**Available data:**

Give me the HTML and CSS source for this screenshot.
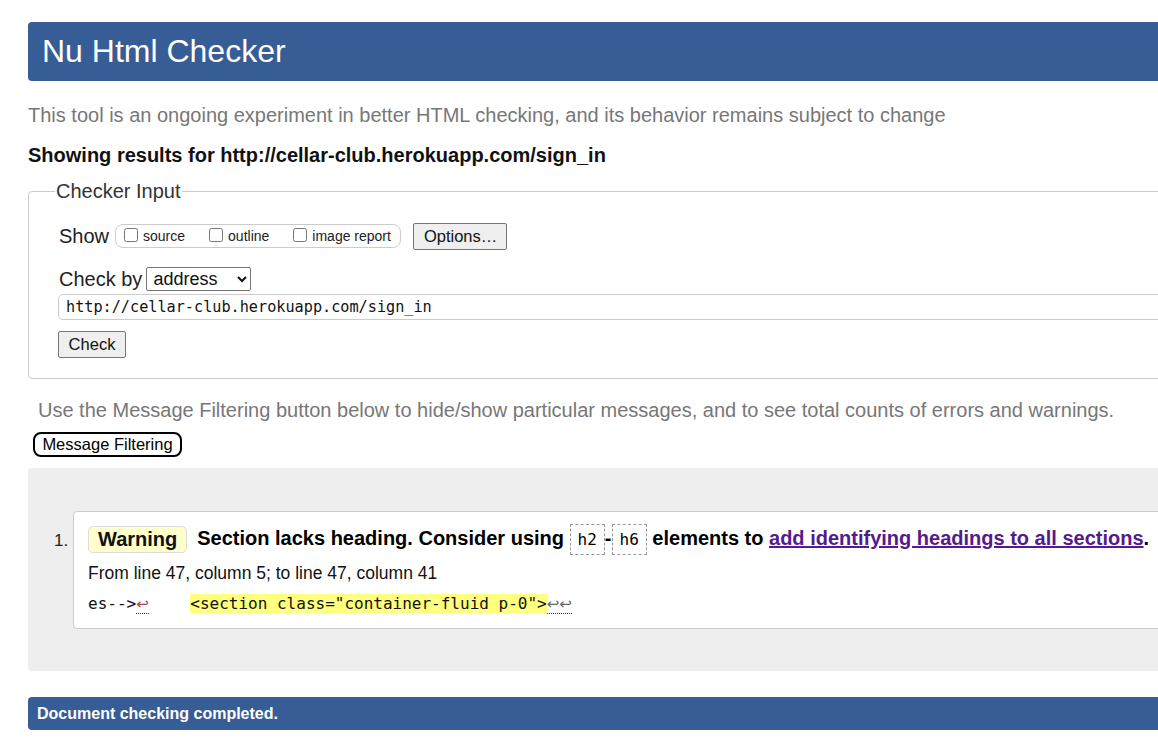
FILE: index.html
```html
<!DOCTYPE html>
<html lang="en">
<head>
<meta charset="utf-8">
<title>Showing results for http://cellar-club.herokuapp.com/sign_in - Nu Html Checker</title>
<link rel="stylesheet" href="styles.css">
</head>
<body>
<div class="page">
  <h1 class="header">Nu Html Checker</h1>
  <p class="intro">This tool is an ongoing experiment in better HTML checking, and its behavior remains subject to change</p>
  <p class="showing">Showing results for http://cellar-club.herokuapp.com/sign_in</p>
  <fieldset class="input-box">
    <legend class="legend">Checker Input</legend>
    <div class="row show-row">
      <span class="row-label">Show</span>
      <span class="show-group">
        <label class="opt"><input type="checkbox"><span>source</span></label>
        <label class="opt"><input type="checkbox"><span>outline</span></label>
        <label class="opt"><input type="checkbox"><span>image report</span></label>
      </span>
      <button class="btn options-btn" type="button">Options…</button>
    </div>
    <div class="row checkby-row">
      <span class="row-label">Check by</span>
      <select class="select"><option>address</option></select>
    </div>
    <div class="url">http://cellar-club.herokuapp.com/sign_in</div>
    <button class="btn check-btn" type="button">Check</button>
  </fieldset>
  <p class="filter-note">Use the Message Filtering button below to hide/show particular messages, and to see total counts of errors and warnings.</p>
  <button class="filter-btn" type="button">Message Filtering</button>
  <div class="results">
    <ol class="msgs">
      <li class="msg">
        <div class="msg-head">
          <span class="badge">Warning</span>
          <span class="msg-text">Section lacks heading. Consider using <code class="tag">h2</code>-<code class="tag">h6</code> elements to <a class="link" href="#">add identifying headings to all sections</a>.</span>
        </div>
        <p class="loc">From line 47, column 5; to line 47, column 41</p>
        <p class="extract"><code>es--&gt;<span class="lf lf-red">↩</span>&nbsp;&nbsp;&nbsp;&nbsp;<mark class="hl">&lt;section class="container-fluid p-0"&gt;</mark><span class="lf">↩↩</span></code></p>
      </li>
    </ol>
  </div>
  <div class="footer">Document checking completed.</div>
</div>
</body>
</html>
```

FILE: styles.css
```css
html, body {
  margin: 0;
  padding: 0;
  overflow: hidden;
  background: #fff;
}
body {
  font-family: "Liberation Sans", Arial, sans-serif;
  color: #222;
}
.page {
  width: 1240px;
  margin-left: 28px;
  padding-top: 22px;
}
.header {
  margin: 0;
  height: 59px;
  line-height: 59px;
  background: #365d95;
  color: #fff;
  font-weight: normal;
  font-size: 32px;
  padding-left: 14px;
  border-radius: 4px;
}
.intro {
  margin: 22px 0 0;
  font-size: 20px;
  line-height: 24px;
  color: #777;
}
.showing {
  margin: 16px 0 0;
  font-size: 20px;
  line-height: 24px;
  font-weight: bold;
  color: #111;
}
.input-box {
  margin: 12px 0 0;
  border: 1px solid #ccc;
  border-radius: 4px;
  padding: 4px 0 20px 30px;
  min-width: 0;
}
.legend {
  font-size: 20px;
  line-height: 24px;
  color: #333;
  padding: 0 1px;
  margin-left: -4px;
}
.row {
  display: flex;
  align-items: center;
}
.row-label {
  font-size: 20px;
  color: #222;
}
.show-row {
  height: 30px;
  margin-top: 14px;
}
.show-group {
  display: inline-flex;
  align-items: center;
  height: 22px;
  margin-left: 6px;
  padding: 0 9px 0 8px;
  border: 1px solid #ccc;
  border-radius: 8px;
  gap: 24px;
}
.opt {
  font-size: 14px;
  color: #222;
  display: inline-flex;
  align-items: center;
  gap: 5px;
}
.opt input {
  margin: 0 0 3px 0;
  width: 14px;
  height: 14px;
}
.btn {
  font-family: "Liberation Sans", Arial, sans-serif;
  font-size: 16.5px;
  color: #111;
  background: #efefef;
  border: 1px solid #767676;
  border-radius: 2px;
  padding: 0 10px;
  height: 27px;
}
.options-btn {
  margin-left: 12px;
  width: 94px;
}
.checkby-row {
  margin-top: 16px;
  height: 24px;
}
.select {
  margin-left: 4px;
  width: 105px;
  height: 24px;
  font-family: "Liberation Sans", Arial, sans-serif;
  font-size: 18px;
  color: #111;
  border: 1px solid #767676;
  border-radius: 2px;
  background: #fff;
  padding: 0 2px;
}
.url {
  margin-top: 3px;
  margin-left: -1px;
  height: 24px;
  line-height: 24px;
  border: 1px solid #ccc;
  border-radius: 5px;
  padding-left: 7px;
  font-family: "DejaVu Sans Mono", monospace;
  font-size: 15.2px;
  color: #111;
}
.check-btn {
  display: block;
  margin-top: 11px;
  margin-left: -1px;
  width: 68px;
  padding: 0;
}
.filter-note {
  margin: 19px 0 0 10px;
  font-size: 20px;
  line-height: 24px;
  color: #777;
}
.filter-btn {
  display: block;
  margin: 10px 0 0 5px;
  height: 25px;
  width: 149px;
  padding: 0;
  font-family: "Liberation Sans", Arial, sans-serif;
  font-size: 16.5px;
  color: #000;
  background: #fff;
  border: 2px solid #000;
  border-radius: 8px;
}
.results {
  margin-top: 11px;
  background: #eee;
  border-radius: 4px;
  padding: 43px 0 42px 45px;
}
.msgs {
  margin: 0;
  padding: 0;
  list-style: decimal;
  font-size: 17px;
  color: #222;
}
.msg {
  background: #fff;
  border: 1px solid #ccc;
  border-radius: 4px;
  padding: 12px 0 13px 14px;
}
.msg::marker {
  font-size: 17px;
}
.msg-head {
  display: flex;
  align-items: center;
  height: 31px;
}
.badge {
  display: inline-block;
  height: 25px;
  line-height: 25px;
  padding: 0 9px;
  background: #ffffcc;
  border: 1px solid #ddd;
  border-radius: 5px;
  font-weight: bold;
  font-size: 20px;
  color: #111;
}
.msg-text {
  margin-left: 10px;
  font-weight: bold;
  font-size: 20px;
  color: #000;
  white-space: nowrap;
}
.tag {
  display: inline-block;
  font-family: "DejaVu Sans Mono", monospace;
  font-weight: normal;
  font-size: 16px;
  line-height: 29px;
  padding: 0 7px;
  border: 1px dashed #999;
  vertical-align: middle;
  margin: 0;
}
.link {
  color: #551a8b;
}
.loc {
  margin: 8px 0 0;
  font-size: 17.5px;
  line-height: 20px;
  color: #111;
}
.extract {
  margin: 10px 0 0;
  line-height: 22px;
}
.extract code {
  font-family: "DejaVu Sans Mono", monospace;
  font-size: 16px;
  color: #111;
  white-space: pre;
}
.lf {
  font-family: "DejaVu Sans", sans-serif;
  color: #666;
  border-bottom: 1px dotted #333;
  font-size: 15px;
}
.lf-red {
  color: #a44;
}
.hl {
  background: #ffff80;
  color: #111;
  margin-left: 3px;
}
.footer {
  margin-top: 26px;
  height: 33px;
  line-height: 34px;
  background: #365d95;
  color: #fff;
  font-weight: bold;
  font-size: 16px;
  padding-left: 9px;
  border-radius: 4px;
}
```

**Aim of the exercise:** Copy out the data above exactly, except the pictures.

**Written solution:**
Give me the HTML and CSS source for this screenshot.
FILE: index.html
```html
<!DOCTYPE html>
<html lang="en">
<head>
<meta charset="utf-8">
<title>Showing results for http://cellar-club.herokuapp.com/sign_in - Nu Html Checker</title>
<link rel="stylesheet" href="styles.css">
</head>
<body>
<div class="page">
  <h1 class="header">Nu Html Checker</h1>
  <p class="intro">This tool is an ongoing experiment in better HTML checking, and its behavior remains subject to change</p>
  <p class="showing">Showing results for http://cellar-club.herokuapp.com/sign_in</p>
  <fieldset class="input-box">
    <legend class="legend">Checker Input</legend>
    <div class="row show-row">
      <span class="row-label">Show</span>
      <span class="show-group">
        <label class="opt"><input type="checkbox"><span>source</span></label>
        <label class="opt"><input type="checkbox"><span>outline</span></label>
        <label class="opt"><input type="checkbox"><span>image report</span></label>
      </span>
      <button class="btn options-btn" type="button">Options…</button>
    </div>
    <div class="row checkby-row">
      <span class="row-label">Check by</span>
      <select class="select"><option>address</option></select>
    </div>
    <div class="url">http://cellar-club.herokuapp.com/sign_in</div>
    <button class="btn check-btn" type="button">Check</button>
  </fieldset>
  <p class="filter-note">Use the Message Filtering button below to hide/show particular messages, and to see total counts of errors and warnings.</p>
  <button class="filter-btn" type="button">Message Filtering</button>
  <div class="results">
    <ol class="msgs">
      <li class="msg">
        <div class="msg-head">
          <span class="badge">Warning</span>
          <span class="msg-text">Section lacks heading. Consider using <code class="tag">h2</code>-<code class="tag">h6</code> elements to <a class="link" href="#">add identifying headings to all sections</a>.</span>
        </div>
        <p class="loc">From line 47, column 5; to line 47, column 41</p>
        <p class="extract"><code>es--&gt;<span class="lf lf-red">↩</span>&nbsp;&nbsp;&nbsp;&nbsp;<mark class="hl">&lt;section class="container-fluid p-0"&gt;</mark><span class="lf">↩↩</span></code></p>
      </li>
    </ol>
  </div>
  <div class="footer">Document checking completed.</div>
</div>
</body>
</html>
```

FILE: styles.css
```css
html, body {
  margin: 0;
  padding: 0;
  overflow: hidden;
  background: #fff;
}
body {
  font-family: "Liberation Sans", Arial, sans-serif;
  color: #222;
}
.page {
  width: 1240px;
  margin-left: 28px;
  padding-top: 22px;
}
.header {
  margin: 0;
  height: 59px;
  line-height: 59px;
  background: #365d95;
  color: #fff;
  font-weight: normal;
  font-size: 32px;
  padding-left: 14px;
  border-radius: 4px;
}
.intro {
  margin: 22px 0 0;
  font-size: 20px;
  line-height: 24px;
  color: #777;
}
.showing {
  margin: 16px 0 0;
  font-size: 20px;
  line-height: 24px;
  font-weight: bold;
  color: #111;
}
.input-box {
  margin: 12px 0 0;
  border: 1px solid #ccc;
  border-radius: 4px;
  padding: 4px 0 20px 30px;
  min-width: 0;
}
.legend {
  font-size: 20px;
  line-height: 24px;
  color: #333;
  padding: 0 1px;
  margin-left: -4px;
}
.row {
  display: flex;
  align-items: center;
}
.row-label {
  font-size: 20px;
  color: #222;
}
.show-row {
  height: 30px;
  margin-top: 14px;
}
.show-group {
  display: inline-flex;
  align-items: center;
  height: 22px;
  margin-left: 6px;
  padding: 0 9px 0 8px;
  border: 1px solid #ccc;
  border-radius: 8px;
  gap: 24px;
}
.opt {
  font-size: 14px;
  color: #222;
  display: inline-flex;
  align-items: center;
  gap: 5px;
}
.opt input {
  margin: 0 0 3px 0;
  width: 14px;
  height: 14px;
}
.btn {
  font-family: "Liberation Sans", Arial, sans-serif;
  font-size: 16.5px;
  color: #111;
  background: #efefef;
  border: 1px solid #767676;
  border-radius: 2px;
  padding: 0 10px;
  height: 27px;
}
.options-btn {
  margin-left: 12px;
  width: 94px;
}
.checkby-row {
  margin-top: 16px;
  height: 24px;
}
.select {
  margin-left: 4px;
  width: 105px;
  height: 24px;
  font-family: "Liberation Sans", Arial, sans-serif;
  font-size: 18px;
  color: #111;
  border: 1px solid #767676;
  border-radius: 2px;
  background: #fff;
  padding: 0 2px;
}
.url {
  margin-top: 3px;
  margin-left: -1px;
  height: 24px;
  line-height: 24px;
  border: 1px solid #ccc;
  border-radius: 5px;
  padding-left: 7px;
  font-family: "DejaVu Sans Mono", monospace;
  font-size: 15.2px;
  color: #111;
}
.check-btn {
  display: block;
  margin-top: 11px;
  margin-left: -1px;
  width: 68px;
  padding: 0;
}
.filter-note {
  margin: 19px 0 0 10px;
  font-size: 20px;
  line-height: 24px;
  color: #777;
}
.filter-btn {
  display: block;
  margin: 10px 0 0 5px;
  height: 25px;
  width: 149px;
  padding: 0;
  font-family: "Liberation Sans", Arial, sans-serif;
  font-size: 16.5px;
  color: #000;
  background: #fff;
  border: 2px solid #000;
  border-radius: 8px;
}
.results {
  margin-top: 11px;
  background: #eee;
  border-radius: 4px;
  padding: 43px 0 42px 45px;
}
.msgs {
  margin: 0;
  padding: 0;
  list-style: decimal;
  font-size: 17px;
  color: #222;
}
.msg {
  background: #fff;
  border: 1px solid #ccc;
  border-radius: 4px;
  padding: 12px 0 13px 14px;
}
.msg::marker {
  font-size: 17px;
}
.msg-head {
  display: flex;
  align-items: center;
  height: 31px;
}
.badge {
  display: inline-block;
  height: 25px;
  line-height: 25px;
  padding: 0 9px;
  background: #ffffcc;
  border: 1px solid #ddd;
  border-radius: 5px;
  font-weight: bold;
  font-size: 20px;
  color: #111;
}
.msg-text {
  margin-left: 10px;
  font-weight: bold;
  font-size: 20px;
  color: #000;
  white-space: nowrap;
}
.tag {
  display: inline-block;
  font-family: "DejaVu Sans Mono", monospace;
  font-weight: normal;
  font-size: 16px;
  line-height: 29px;
  padding: 0 7px;
  border: 1px dashed #999;
  vertical-align: middle;
  margin: 0;
}
.link {
  color: #551a8b;
}
.loc {
  margin: 8px 0 0;
  font-size: 17.5px;
  line-height: 20px;
  color: #111;
}
.extract {
  margin: 10px 0 0;
  line-height: 22px;
}
.extract code {
  font-family: "DejaVu Sans Mono", monospace;
  font-size: 16px;
  color: #111;
  white-space: pre;
}
.lf {
  font-family: "DejaVu Sans", sans-serif;
  color: #666;
  border-bottom: 1px dotted #333;
  font-size: 15px;
}
.lf-red {
  color: #a44;
}
.hl {
  background: #ffff80;
  color: #111;
  margin-left: 3px;
}
.footer {
  margin-top: 26px;
  height: 33px;
  line-height: 34px;
  background: #365d95;
  color: #fff;
  font-weight: bold;
  font-size: 16px;
  padding-left: 9px;
  border-radius: 4px;
}
```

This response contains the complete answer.